Recorded information =
+++
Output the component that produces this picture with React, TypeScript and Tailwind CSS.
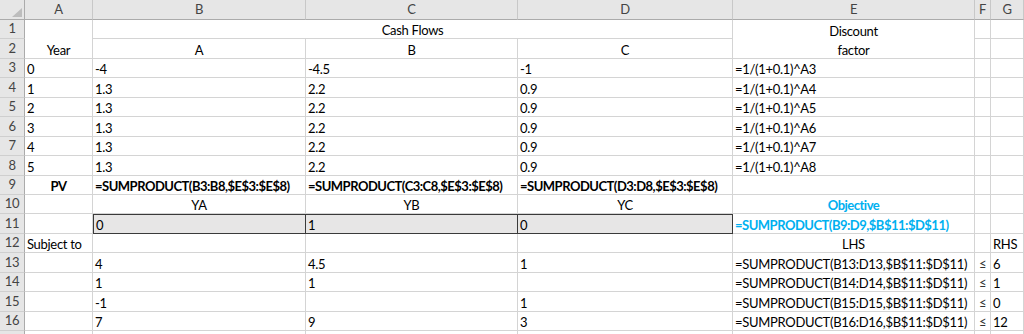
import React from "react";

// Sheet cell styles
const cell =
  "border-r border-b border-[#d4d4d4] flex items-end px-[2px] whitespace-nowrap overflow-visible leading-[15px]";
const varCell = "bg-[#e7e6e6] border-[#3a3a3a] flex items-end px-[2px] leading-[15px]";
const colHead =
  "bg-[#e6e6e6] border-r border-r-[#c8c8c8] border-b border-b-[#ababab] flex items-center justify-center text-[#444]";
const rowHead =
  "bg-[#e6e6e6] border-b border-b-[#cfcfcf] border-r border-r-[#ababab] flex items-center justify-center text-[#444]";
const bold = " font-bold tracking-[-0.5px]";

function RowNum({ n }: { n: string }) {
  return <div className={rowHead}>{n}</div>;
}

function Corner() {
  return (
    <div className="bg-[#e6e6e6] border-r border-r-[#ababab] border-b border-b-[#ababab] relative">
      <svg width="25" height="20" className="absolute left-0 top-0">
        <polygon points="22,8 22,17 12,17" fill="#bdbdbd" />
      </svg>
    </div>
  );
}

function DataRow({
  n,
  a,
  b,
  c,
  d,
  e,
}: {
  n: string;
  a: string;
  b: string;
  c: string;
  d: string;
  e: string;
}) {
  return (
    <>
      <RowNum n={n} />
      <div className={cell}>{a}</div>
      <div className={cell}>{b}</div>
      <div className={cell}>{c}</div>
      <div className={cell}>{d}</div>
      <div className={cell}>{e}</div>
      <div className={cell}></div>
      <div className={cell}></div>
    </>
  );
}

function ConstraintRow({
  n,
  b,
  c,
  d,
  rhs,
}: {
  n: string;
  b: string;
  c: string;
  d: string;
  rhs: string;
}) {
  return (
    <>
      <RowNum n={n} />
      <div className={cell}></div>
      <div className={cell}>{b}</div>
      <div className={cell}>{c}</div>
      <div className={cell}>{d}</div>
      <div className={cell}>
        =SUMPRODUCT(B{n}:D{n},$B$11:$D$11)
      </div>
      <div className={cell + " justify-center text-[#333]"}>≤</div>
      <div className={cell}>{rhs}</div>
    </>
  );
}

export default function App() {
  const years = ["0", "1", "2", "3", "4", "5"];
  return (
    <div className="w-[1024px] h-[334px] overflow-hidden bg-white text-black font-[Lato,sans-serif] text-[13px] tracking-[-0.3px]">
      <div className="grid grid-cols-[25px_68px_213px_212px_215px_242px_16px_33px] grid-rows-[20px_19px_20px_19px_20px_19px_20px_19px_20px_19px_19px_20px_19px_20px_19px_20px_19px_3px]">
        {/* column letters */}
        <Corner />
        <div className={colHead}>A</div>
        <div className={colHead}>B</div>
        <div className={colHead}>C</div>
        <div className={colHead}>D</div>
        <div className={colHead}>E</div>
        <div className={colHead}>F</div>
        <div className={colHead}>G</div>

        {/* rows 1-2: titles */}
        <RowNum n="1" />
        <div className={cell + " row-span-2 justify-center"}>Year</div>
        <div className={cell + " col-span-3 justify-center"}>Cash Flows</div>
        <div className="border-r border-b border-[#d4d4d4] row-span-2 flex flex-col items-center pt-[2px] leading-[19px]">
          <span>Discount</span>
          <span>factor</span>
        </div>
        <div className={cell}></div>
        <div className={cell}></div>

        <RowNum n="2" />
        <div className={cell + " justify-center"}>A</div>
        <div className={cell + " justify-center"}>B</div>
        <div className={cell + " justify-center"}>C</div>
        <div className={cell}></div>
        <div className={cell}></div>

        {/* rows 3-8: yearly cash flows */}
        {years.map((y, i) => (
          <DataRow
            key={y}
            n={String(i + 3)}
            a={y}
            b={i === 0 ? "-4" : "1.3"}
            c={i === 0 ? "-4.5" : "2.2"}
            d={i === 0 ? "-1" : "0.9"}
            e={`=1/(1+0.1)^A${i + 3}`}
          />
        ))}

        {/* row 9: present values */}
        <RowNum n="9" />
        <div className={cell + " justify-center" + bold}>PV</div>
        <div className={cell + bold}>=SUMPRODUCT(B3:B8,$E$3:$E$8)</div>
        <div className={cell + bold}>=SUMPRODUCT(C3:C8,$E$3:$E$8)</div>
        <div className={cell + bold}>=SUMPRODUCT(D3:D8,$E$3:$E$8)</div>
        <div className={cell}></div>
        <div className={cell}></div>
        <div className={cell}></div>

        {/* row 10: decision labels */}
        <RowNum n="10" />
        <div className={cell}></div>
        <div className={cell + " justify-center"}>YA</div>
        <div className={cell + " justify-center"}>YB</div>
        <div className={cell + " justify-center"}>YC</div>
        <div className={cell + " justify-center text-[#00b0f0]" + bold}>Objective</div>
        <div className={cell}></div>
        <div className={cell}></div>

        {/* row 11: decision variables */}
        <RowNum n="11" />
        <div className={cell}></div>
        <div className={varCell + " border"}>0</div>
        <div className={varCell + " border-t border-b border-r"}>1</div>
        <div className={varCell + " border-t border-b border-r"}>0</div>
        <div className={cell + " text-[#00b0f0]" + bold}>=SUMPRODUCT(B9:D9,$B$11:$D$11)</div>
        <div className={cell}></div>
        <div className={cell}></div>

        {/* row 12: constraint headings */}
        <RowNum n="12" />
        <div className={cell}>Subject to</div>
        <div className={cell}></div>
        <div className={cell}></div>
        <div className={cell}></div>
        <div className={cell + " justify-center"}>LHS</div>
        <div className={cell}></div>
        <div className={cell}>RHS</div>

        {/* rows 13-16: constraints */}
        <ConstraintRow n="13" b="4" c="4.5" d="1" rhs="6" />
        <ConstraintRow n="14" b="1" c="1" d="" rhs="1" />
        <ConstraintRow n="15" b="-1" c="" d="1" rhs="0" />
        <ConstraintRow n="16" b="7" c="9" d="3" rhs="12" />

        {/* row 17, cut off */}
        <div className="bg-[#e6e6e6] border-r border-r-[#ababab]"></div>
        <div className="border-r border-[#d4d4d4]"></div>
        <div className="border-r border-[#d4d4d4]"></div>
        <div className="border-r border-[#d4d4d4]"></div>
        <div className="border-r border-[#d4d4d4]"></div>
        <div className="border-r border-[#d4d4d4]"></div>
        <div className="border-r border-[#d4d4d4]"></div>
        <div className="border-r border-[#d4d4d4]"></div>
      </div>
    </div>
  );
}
+++
Job = Return, unchanged, the lines from the first line of the material through the line that holds "import React from", inclusive, omitting pictures.

Exercise output =
Output the component that produces this picture with React, TypeScript and Tailwind CSS.
import React from "react";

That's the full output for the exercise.